The findings demonstrate that social systems with higher-order interactions possess long-range temporal memory manifested in coherent mesoscopic structures across group sizes, organized hierarchically. Crucially, interactions across different orders are temporally interdependent, revealing cross-order correlations and asymmetries that signify preferred directions of group evolution (e.g., nucleation from size four to five). The cDARH model identifies cross-order memory as a key mechanism behind these phenomena, linking microscopic memory processes to emergent mesoscopic dynamics. In social contexts, these cross-order dependencies connect to schisming dynamics in conversations, where groups fluctuate, nucleate, and split. The framework extends naturally to other complex systems (brain activity, ecosystems) where higher-order interactions are relevant, enabling the study of interactions among emergent structures and multi-scale phenomena.

Conclusion

The study introduces a general framework to quantify intra-order and cross-order temporal correlations in time-varying hypergraphs, revealing complex, multi-scale memory in real social systems and coherent mesoscopic structures.

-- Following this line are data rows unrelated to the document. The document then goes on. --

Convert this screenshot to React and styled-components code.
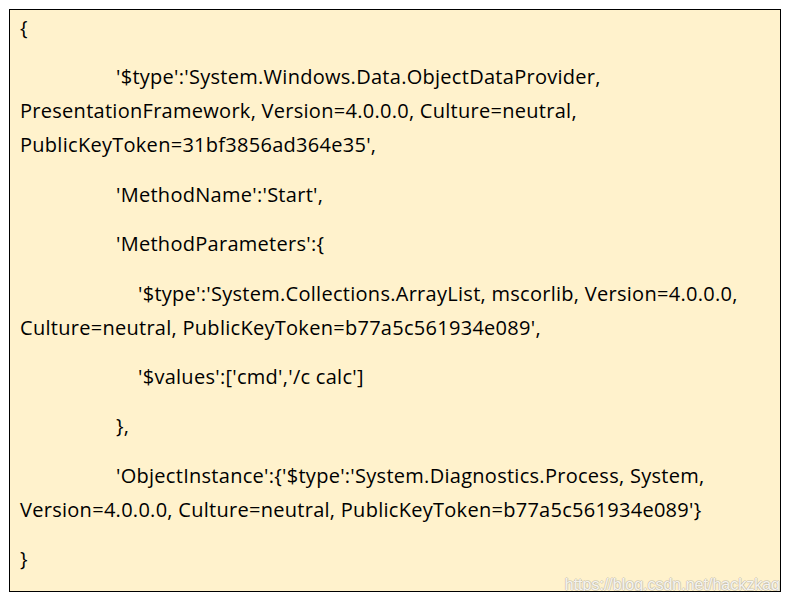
import React from "react";
import styled, { createGlobalStyle } from "styled-components";

const GlobalStyle = createGlobalStyle`
  html, body {
    margin: 0;
    padding: 0;
    background: #ffffff;
  }
`;

const Page = styled.div`
  padding: 9px;
  width: 788px;
  height: 602px;
  box-sizing: border-box;
`;

const CodeBox = styled.section`
  position: relative;
  box-sizing: border-box;
  width: 772px;
  height: 583px;
  border: 1px solid #000;
  background-color: #fff2cc;
  padding: 1px 10px 0 10px;
  overflow: hidden;
  font-family: "Open Sans", "Noto Sans", sans-serif;
  font-size: 20px;
  letter-spacing: 0.28px;
  color: #000;
`;

const Paragraph = styled.div`
  margin: 0 0 15.4px 0;
  line-height: 34px;
`;

const Line = styled.div`
  white-space: pre;
  padding-left: ${(p) => p.indent || 0}px;
`;

const Watermark = styled.span`
  position: absolute;
  right: 0;
  bottom: -3px;
  font-family: "Liberation Sans", Arial, sans-serif;
  font-size: 16px;
  letter-spacing: 0;
  color: rgba(255, 255, 255, 0.85);
  text-shadow: 1px 0 0 rgba(140, 140, 140, 0.3), -1px 0 0 rgba(140, 140, 140, 0.3),
    0 1px 0 rgba(140, 140, 140, 0.3), 0 -1px 0 rgba(140, 140, 140, 0.3);
  white-space: nowrap;
`;

const paragraphs = [
  [["{", 0]],
  [
    ["'$type':'System.Windows.Data.ObjectDataProvider,", 96],
    ["PresentationFramework, Version=4.0.0.0, Culture=neutral,", 0],
    ["PublicKeyToken=31bf3856ad364e35',", 0],
  ],
  [["'MethodName':'Start',", 96]],
  [["'MethodParameters':{", 96]],
  [
    ["'$type':'System.Collections.ArrayList, mscorlib, Version=4.0.0.0,", 118],
    ["Culture=neutral, PublicKeyToken=b77a5c561934e089',", 0],
  ],
  [["'$values':['cmd','/c calc']", 118]],
  [["},", 96]],
  [
    ["'ObjectInstance':{'$type':'System.Diagnostics.Process, System,", 96],
    ["Version=4.0.0.0, Culture=neutral, PublicKeyToken=b77a5c561934e089'}", 0],
  ],
  [["}", 0]],
];

export default function App() {
  return (
    <Page>
      <GlobalStyle />
      <CodeBox>
        {paragraphs.map((lines, i) => (
          <Paragraph key={i}>
            {lines.map(([text, indent], j) => (
              <Line key={j} indent={indent}>
                {text}
              </Line>
            ))}
          </Paragraph>
        ))}
        <Watermark>https://blog.csdn.net/hackzkaq</Watermark>
      </CodeBox>
    </Page>
  );
}
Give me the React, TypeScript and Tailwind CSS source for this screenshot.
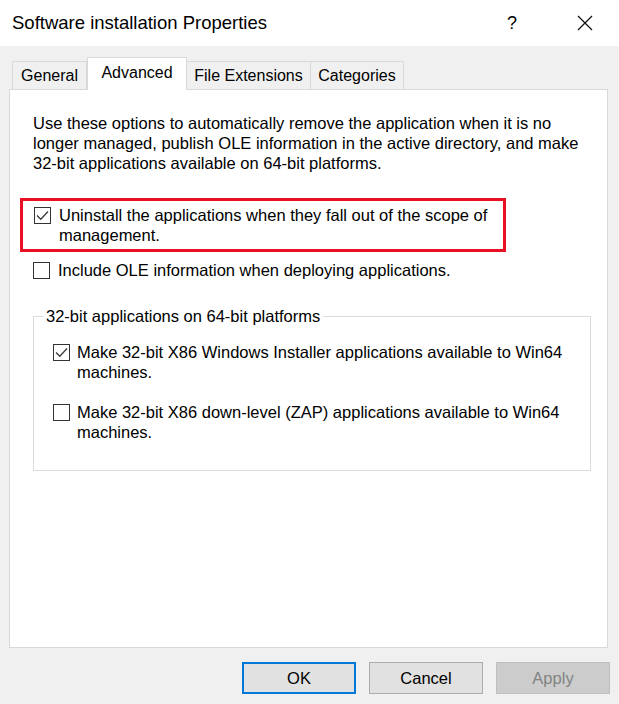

It shows that cross-order memory mechanisms can generate observed empirical patterns, including hierarchical organization and asymmetric cross-order gaps. This advances the analysis of temporal higher-order interactions and opens avenues for investigating coherent structures in diverse domains, such as neuroscience, ecology, and physical systems with multi-fragmentation or vortex interactions. Future work may refine models to incorporate multiple memory scales, improve computational scalability for larger realistic systems, and validate the framework across broader datasets and domains.

Limitations

Synthetic generation with the cDARH model for realistic system sizes can be computationally costly, so demonstrations used small N (e.g., N=10), which may limit direct scalability. Initial model correlation profiles did not match empirical power-law-like decays until heterogeneous memory lengths were introduced, indicating simplified memory assumptions. The reconstruction of higher-order interactions from dyadic data relies on promoting cliques at each time step, which may introduce biases if true group interactions deviate from clique structures. Cross-order results were illustrated for specific orders and time lags (e.g., τ=600 s), and additional datasets and parameter ranges are discussed in Supplementary Information.